Foreign policy played no part in the election debates; our new foreign minister, Marise Payne, is both highly competent and largely ignored by the media. Rapidly growing tensions between China and the United States demand more than platitudes about bipartisanship from both parties. A government that was genuinely concerned about the fate of Pacific Islands nations would worry less about increasing military expenditure and more about the realities of global warming.

Reconciling the needs for greater sustainability and a more equitable society is the challenge facing any party that challenges the Morrison government. If Labor follows the advice of those who wish to jettison its policies, there will be less, not more, reason to support it. It is strange to define refunds to people who pay no tax as somehow rewarding ‘aspirationals’.

To convince people living in those marginal areas of our suburbs and regional towns where elections are decided, Labor needs to portray a better world, which means restoring the belief in politics as a means of solving problems that individual aspiration cannot. The challenge for the mainstream left is to capture the public’s imagination by demonstrating how change benefits both the individual and the broader society.

In his campaign, Morrison appealed to self-interest, Shorten to altruism for the common good. That the former won out, even if narrowly, is grounds for regret but not necessarily for pessimism. Recent actions by state governments – allowing abortion and the right to die; the development of treaties with Indigenous Australians – remind us that this is not the United States.

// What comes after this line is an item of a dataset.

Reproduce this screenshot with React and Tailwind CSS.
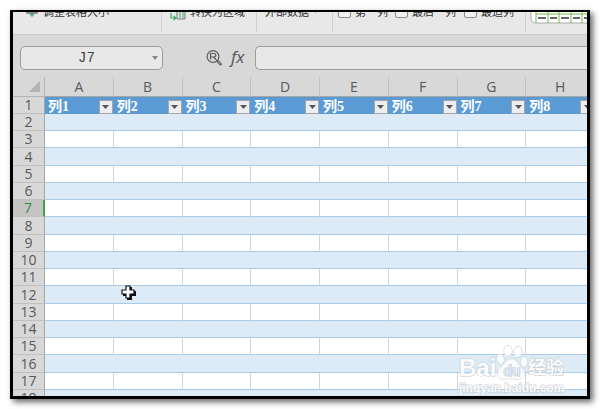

Too often Labor seems to be intent on scoring debating points rather than creating a positive story that counters the deep distrust of government that is now prevalent. It is always harder for those who want change than for those who wish to preserve existing structures. Both Gough Whitlam and Paul Keating challenged Australians to think beyond immediate self-interest and were loved and hated as a result. As Robert Kennedy said: ‘Some men see things as they are and ask why. I dream of things that never were and ask why not.’